Auch die Russische Volksfront - ein Sammelbündnis parteiloser, mehr oder weniger prominenter Putin-Anhänger, das von PR-Strategen im Mai als strategische Reserve in die Schlacht geworfen wurde - floppte Umfragen zufolge.

Kritiker hatten es lange kommen sehen: Schon Jelzins Berater hatten mehrfach versucht, mit Beamtenparteien die nötigen Mehrheiten in der Duma zu organisieren. Doch die erwiesen sich stets als Rohrkrepierer. Junge Polittechnologen, die Anfang 2000 zusammen mit Putin in den Kreml einzogen, waren da erfolgreicher. Zunächst jedenfalls: Kurz nach den Dumawahlen 1999 schlossen sich die Abgeordneten zweier kreml-naher, aber konkurrierender Parteien in einer Fraktion zusammen, aus der zwei Jahre später eine Partei hervorging: Einiges Russland bekam 2003 über 37 Prozent, verschaffte sich durch Überläufer schon zu Ende der Legislaturperiode die Zweidrittelmehrheit und spielte sie hemmungslos aus. Korruption und Vetternwirtschaft sind nur die Spitze des Eisbergs.

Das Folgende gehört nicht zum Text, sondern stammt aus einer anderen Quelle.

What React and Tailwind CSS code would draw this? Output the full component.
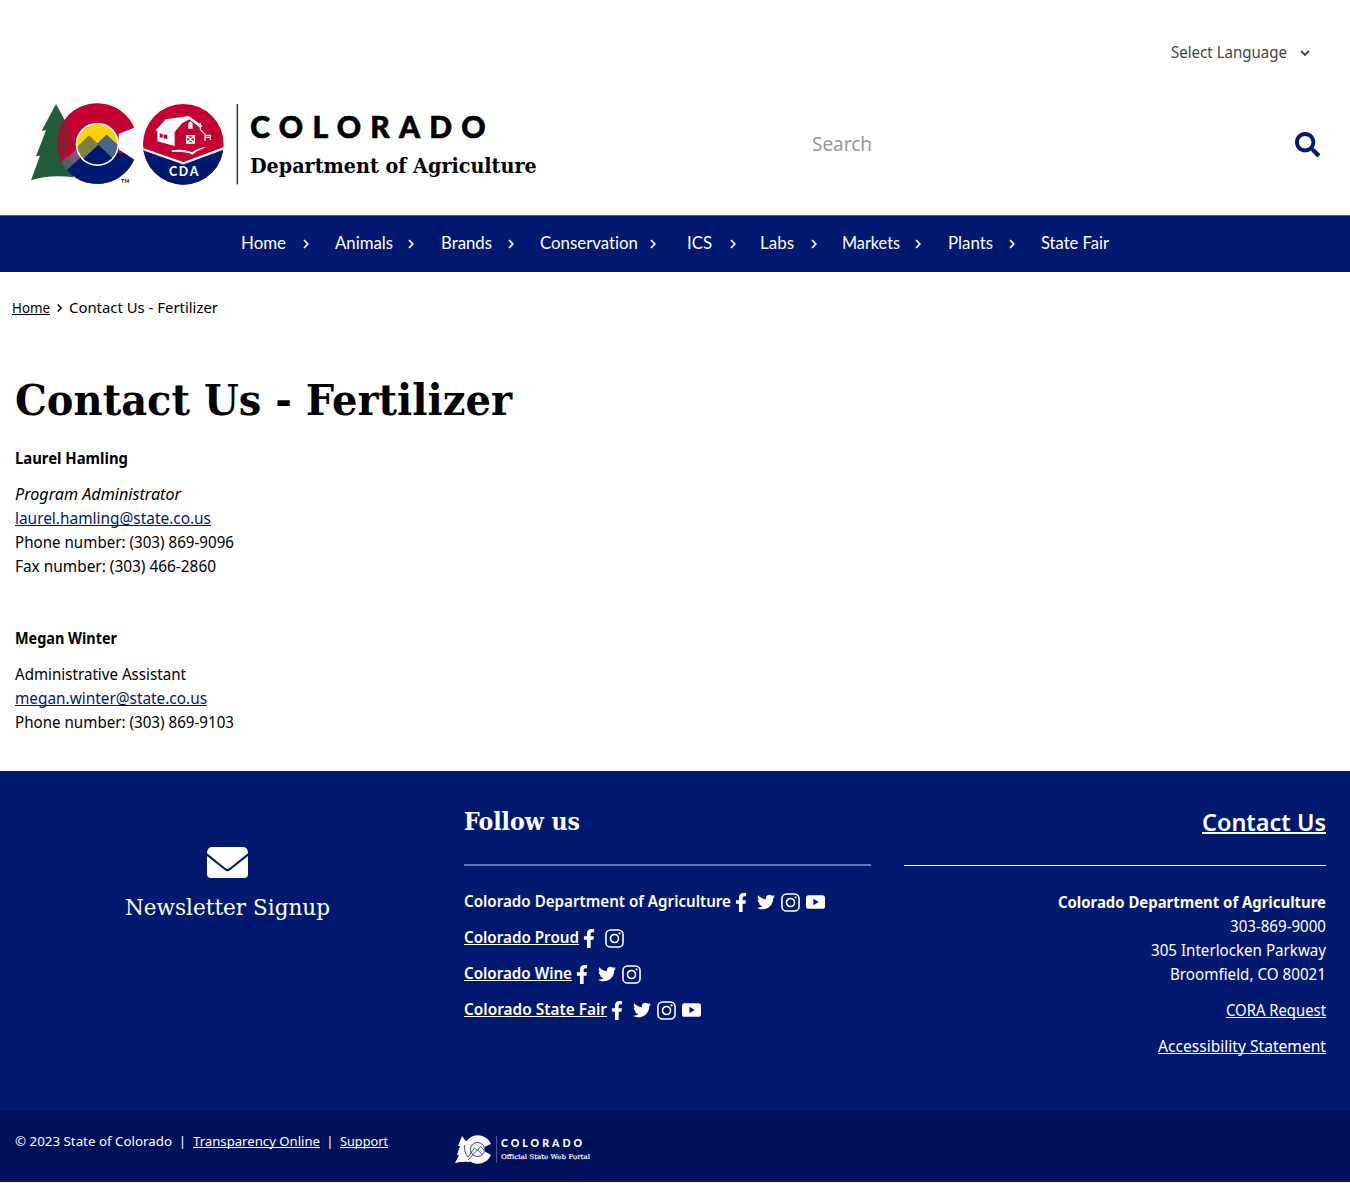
import { useLayoutEffect, useRef } from "react";
import { FaSearch, FaFacebookF, FaTwitter } from "react-icons/fa";

// A single line of text condensed or widened to a given measure.
function Line({ w, className = "", children }) {
  const ref = useRef(null);
  useLayoutEffect(() => {
    const el = ref.current;
    const fit = () => {
      el.style.transform = "none";
      el.style.transform = `scaleX(${w / el.getBoundingClientRect().width})`;
    };
    fit();
    document.fonts?.ready.then(fit);
  }, [w]);
  return (
    <span className="inline-block text-left align-top whitespace-nowrap" style={{ width: w }}>
      <span ref={ref} className={`inline-block origin-left ${className}`}>{children}</span>
    </span>
  );
}

const SLAB = "font-['DejaVu_Serif',serif]";
const LINK = "underline underline-offset-1 [text-decoration-skip-ink:none]";

function Chevron({ className = "" }) {
  return (
    <svg viewBox="0 0 8 10" className={`h-[10px] w-2 shrink-0 ${className}`} fill="none" stroke="currentColor" strokeWidth="1.7">
      <path d="M2 1l3.8 4L2 9" />
    </svg>
  );
}

function Logo() {
  return (
    <svg viewBox="0 0 1620 330" className="h-[110px] w-[540px]" role="img" aria-label="Colorado Department of Agriculture">
      <defs>
        <clipPath id="c-shape">
          <path d="M343 113A121 121 0 1 0 343 208L298 178L298 133Z" />
        </clipPath>
        <clipPath id="sun"><circle cx="232" cy="163" r="60" /></clipPath>
        <clipPath id="badge"><circle cx="490" cy="163" r="121" /></clipPath>
      </defs>
      <path d="M108 42L153 125L143 124L160 262Q90 253 33 271L60 197L48 199L78 121L65 122Z" fill="#235c39" />
      <g clipPath="url(#c-shape)">
        <rect x="100" y="30" width="260" height="270" fill="#c3002f" />
        <path d="M105 90L134 90L153 125L143 124L150 172L125 214H105Z" fill="#8f1a30" />
        <path d="M125 220L210 137L250 180L250 290H120Z" fill="#7d5577" />
        <path d="M122 218L142 198L165 222L150 262L130 262Z" fill="#4f5f64" />
        <path d="M140 240L232 158L300 190H360V300H140Z" fill="#001970" />
      </g>
      <path d="M296 132L350 110V214L296 178Z" fill="#fff" />
      <circle cx="232" cy="163" r="65" fill="#fff" />
      <g clipPath="url(#sun)">
        <rect x="165" y="95" width="135" height="135" fill="#ffd100" />
        <path d="M160 182L207 136L232 160L260 134L300 170V235H160Z" fill="#81813f" />
        <path d="M232 161L260 134L300 172V220Z" fill="#47668b" />
        <path d="M160 235L235 164L298 222V240H160Z" fill="#001970" />
      </g>
      <text x="303" y="279" fontSize="15" fontWeight="700" fontFamily="Lato, sans-serif" textLength="25">TM</text>

      <g clipPath="url(#badge)">
        <rect x="365" y="40" width="250" height="250" fill="#c3002f" />
        <path d="M365 178L490 222L615 176V290H365Z" fill="#001970" />
        <path d="M365 176L490 220L615 174" fill="none" stroke="#fff" strokeWidth="7" />
      </g>
      <path d="M437 88L507 78L547 107L541 114L508 88L486 100L464 126L406 122Z" fill="#fff" />
      <path d="M412 120L464 126V168L412 154Z" fill="#fff" />
      <path d="M419 130l9 2v12l-9-2zM431 133l11 2v13l-11-3z" fill="#c3002f" />
      <path d="M505 99l7-6 6 8v15h-13z" fill="#fff" />
      <path d="M500 137h23v22h-23zM500 137l23 22M523 137l-23 22" fill="none" stroke="#fff" strokeWidth="4" />
      <path d="M541 98V119L555 132V153M555 136H571V151M555 142H571" fill="none" stroke="#fff" strokeWidth="3.5" />
      <path d="M455 181Q496 176 516 187Q538 172 560 172Q532 181 518 194Q495 183 455 186Z" fill="#fff" />
      <text x="447" y="257" fontSize="37" fontWeight="900" fontFamily="Lato, sans-serif" fill="#fff" textLength="88">CDA</text>

      <rect x="650" y="42" width="4" height="241" fill="#222" />
      <text x="691" y="144" fontSize="90" fontWeight="900" fontFamily="Lato, sans-serif" stroke="#000" strokeWidth="2" textLength="706">COLORADO</text>
      <text x="690" y="248" fontSize="62" fontWeight="700" fontFamily="DejaVu Serif, serif" textLength="860" lengthAdjust="spacingAndGlyphs">Department of Agriculture</text>
    </svg>
  );
}

function PortalLogo() {
  return (
    <svg viewBox="0 0 140 30" className="h-[30px] w-[140px]" role="img" aria-label="Colorado Official State Web Portal">
      <path d="M7 1L13 9L15 27Q8 26 0 28L4 20H2L5 11H3Z" fill="#fff" />
      <path d="M36 9A14.2 14.2 0 1 0 36 20L30 16.5V11.5Z" fill="#fff" />
      <circle cx="22.5" cy="14.5" r="7" fill="#fff" stroke="#00105a" strokeWidth=".8" />
      <path d="M9.5 10Q9 18 13 22L19.5 13L22.5 15.5L25.5 11.5L29 15M13 25L22.5 15L27 19" fill="none" stroke="#00105a" strokeWidth=".7" />
      <path d="M41.5 1V28" stroke="#5d6ba5" strokeWidth=".8" />
      <text x="46" y="12.4" fontSize="10.6" fontWeight="900" fill="#fff" fontFamily="Lato, sans-serif" textLength="81">COLORADO</text>
      <text x="46" y="23.7" fontSize="6.6" fill="#fff" stroke="#fff" strokeWidth=".15" fontFamily="DejaVu Serif, serif" textLength="89" lengthAdjust="spacingAndGlyphs">Official State Web Portal</text>
    </svg>
  );
}

function Instagram() {
  return (
    <svg viewBox="0 0 18 18" className="size-[19px]" fill="none" stroke="currentColor">
      <rect x=".9" y=".9" width="16.2" height="16.2" rx="4.4" strokeWidth="1.5" />
      <circle cx="9" cy="9" r="3.8" strokeWidth="1.5" />
      <circle cx="13.8" cy="4.2" r="1.1" fill="currentColor" stroke="none" />
    </svg>
  );
}

function YouTube() {
  return (
    <svg viewBox="0 0 18 13" className="h-[14px] w-[19px]">
      <rect width="18" height="13" rx="2.5" fill="currentColor" />
      <path d="M7 3.5v6l5-3z" fill="#001970" />
    </svg>
  );
}

const ICONS = {
  facebook: <FaFacebookF className="h-[19px] w-[12px]" />,
  twitter: <FaTwitter className="size-[18px]" />,
  instagram: <Instagram />,
  youtube: <YouTube />,
};

const NAV = [
  ["Home", 45, "pr-[25px]"],
  ["Animals", 58, "pr-[26px]"],
  ["Brands", 51, "pr-[25px]"],
  ["Conservation", 98, "pr-[30px]"],
  ["ICS", 25, "pr-[23px]"],
  ["Labs", 34, "pr-[24px]"],
  ["Markets", 58, "pr-[26px]"],
  ["Plants", 45, "pr-[25px]"],
  ["State Fair", 68, ""],
];

const SOCIAL = [
  ["Colorado Department of Agriculture", 267, false, ["facebook", "twitter", "instagram", "youtube"]],
  ["Colorado Proud", 115, true, ["facebook", "instagram"]],
  ["Colorado Wine", 108, true, ["facebook", "twitter", "instagram"]],
  ["Colorado State Fair", 143, true, ["facebook", "twitter", "instagram", "youtube"]],
];

export default function App() {
  return (
    <div className="h-[1183px] overflow-hidden bg-white font-['Noto_Sans','Open_Sans',sans-serif] text-[16px] leading-6 text-black">
      <header className="flex h-[215px] flex-col">
        <div className="flex h-[90px] items-start justify-end pt-10 pr-10 text-[#444]">
          <button className="flex items-center">
            <Line w={116}>Select Language</Line>
            <svg viewBox="0 0 10 7" className="mt-[2px] ml-[13px] h-[7px] w-[10px]" fill="none" stroke="currentColor" strokeWidth="1.8"><path d="M1 1l4 4 4-4" /></svg>
          </button>
        </div>
        <div className="flex h-[110px] justify-between pr-[30px] pl-5">
          <Logo />
          <div className="flex h-[108px] w-[508px] items-center justify-between">
            <span className="text-[20px] text-[#999]"><Line w={60}>Search</Line></span>
            <FaSearch className="size-[25px] text-[#001970]" />
          </div>
        </div>
      </header>

      <nav className="flex h-[57px] items-center border-t border-[#4a5c95] bg-[#001970] pb-[2px] pl-[241px] font-['Lato',sans-serif] text-[16.5px] text-white [font-variant-ligatures:none]">
        <ul className="grid grid-cols-[94px_106px_99px_147px_73px_82px_106px_93px_68px]">
          {NAV.map(([label, w, pad]) => (
            <li key={label} className={`flex items-center justify-between ${pad}`}>
              <Line w={w}>{label}</Line>
              {pad && <Chevron className="mt-[2px]" />}
            </li>
          ))}
        </ul>
      </nav>

      <main className="h-[499px]">
        <div className="flex h-[72px] items-center pl-3 text-[14.4px]">
          <a className="flex" href="#home"><Line w={38} className={LINK}>Home</Line></a>
          <Chevron className="mr-[6px] ml-[6px] h-2 w-[7px]" />
          <Line w={149}>Contact Us - Fertilizer</Line>
        </div>
        <div className="pl-[15px]">
          <h1 className={`mt-[34px] h-11 text-[43px] leading-[44px] font-bold ${SLAB}`}><Line w={497}>Contact Us - Fertilizer</Line></h1>
          <div className="mt-[24px] flex flex-col items-start">
            <Line w={113} className="font-bold">Laurel Hamling</Line>
            <div className="h-3" />
            <Line w={166} className="italic">Program Administrator</Line>
            <a href="#laurel" className="flex text-[#001970]"><Line w={196} className={LINK}>laurel.hamling@state.co.us</Line></a>
            <Line w={219}>Phone number: (303) 869-9096</Line>
            <Line w={201}>Fax number: (303) 466-2860</Line>
            <div className="h-12" />
            <Line w={102} className="font-bold">Megan Winter</Line>
            <div className="h-3" />
            <Line w={171}>Administrative Assistant</Line>
            <a href="#megan" className="flex text-[#001970]"><Line w={192} className={LINK}>megan.winter@state.co.us</Line></a>
            <Line w={219}>Phone number: (303) 869-9103</Line>
          </div>
        </div>
      </main>

      <footer className="text-white">
        <div className="flex h-[340px] bg-[#001970]">
          <section className="flex w-[455px] flex-col items-center pt-[76px]">
            <svg viewBox="0 0 41 31" className="h-[31px] w-[41px]" fill="currentColor">
              <path d="M5 0H36Q40 0 41 5V6.2L22.3 21.2Q20.5 22.6 18.7 21.2L0 6.2V5Q1 0 5 0Z" />
              <path d="M0 9L18 23.3Q20.5 25 23 23.3L41 9V27Q41 31 37 31H4Q0 31 0 27Z" />
            </svg>
            <div className={`mt-[18px] text-[22px] ${SLAB}`}><Line w={205}>Newsletter Signup</Line></div>
          </section>

          <section className="ml-[9px] w-[407px] pt-[39px]">
            <h2 className={`h-6 text-[23.5px] font-bold ${SLAB}`}><Line w={116}>Follow us</Line></h2>
            <div className="mt-[30px] h-[2px] bg-[#6077b6]" />
            <ul className="mt-[23px] flex flex-col gap-3 font-semibold">
              {SOCIAL.map(([name, w, linked, icons]) => (
                <li key={name} className="flex h-6">
                  <Line w={w} className={linked ? LINK : ""}>{name}</Line>
                  <span className="-ml-[2px] flex pt-[1px]">
                    {icons.map((icon) => (
                      <span key={icon} className="flex h-6 w-[24.8px] items-center justify-center">{ICONS[icon]}</span>
                    ))}
                  </span>
                </li>
              ))}
            </ul>
          </section>

          <section className="ml-[33px] flex w-[422px] flex-col items-end pt-[39px]">
            <h2 className="h-6 text-[24px] font-semibold"><Line w={124} className="underline decoration-2 underline-offset-1">Contact Us</Line></h2>
            <div className="mt-[31px] h-px w-full bg-white" />
            <div className="h-6" />
            <Line w={268} className="font-bold">Colorado Department of Agriculture</Line>
            <Line w={96}>303-869-9000</Line>
            <Line w={175}>305 Interlocken Parkway</Line>
            <Line w={156}>Broomfield, CO 80021</Line>
            <a href="#cora" className="mt-3 flex"><Line w={100} className={LINK}>CORA Request</Line></a>
            <a href="#accessibility" className="mt-3 flex"><Line w={168} className={LINK}>Accessibility Statement</Line></a>
          </section>
        </div>

        <div className="flex h-[71px] bg-[#00105a] pl-[15px] text-[13.3px]">
          <div className="flex w-[440px] pt-[18px]">
            <Line w={157}>© 2023 State of Colorado</Line>
            <span className="w-[21px] text-center">|</span>
            <Line w={127} className={LINK}>Transparency Online</Line>
            <span className="w-5 text-center">|</span>
            <Line w={48} className={LINK}>Support</Line>
          </div>
          <div className="pt-6"><PortalLogo /></div>
        </div>
      </footer>
    </div>
  );
}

Bei Kommunalwahlen in jüngster Zeit zogen die Kommunisten mancherorts bereits am Einigen Russland vorbei. Im Landesmaßstab bremste die Popularität Putins - Parteichef ohne Mitgliedsbuch - den Abstieg seiner Hausmacht freilich lange Zeit. Inzwischen sei die Stimmung in der Bevölkerung jedoch so, dass ein Ergebnis von mehr als 40 Prozent für Einiges Russland nur auf unehrliche Weise zustande kommen könne, verlautet aus der KPRF. Gerüchte wollen wissen, dass Putin bereits über dem Projekt einer neuen »Machtpartei« brütet, die ihm nach den Wahlen die Möglichkeit eröffnet, die Machtfülle des russischen Präsidenten voll auszureizen. Denn basisdemokratische Alternativen dürften in überschaubaren Zeiträumen an der Schwäche der Zivilgesellschaft scheitern. Die indes lässt sich allein mit dem derzeitigen politischen System nicht erklären. Gleich schwer fallen tiefes Misstrauen der russischen Volksseele in Institutionen der kollektiven Willensbildung und mangelnde Bereitschaft zu sozialem Engagement bisher ins Gewicht.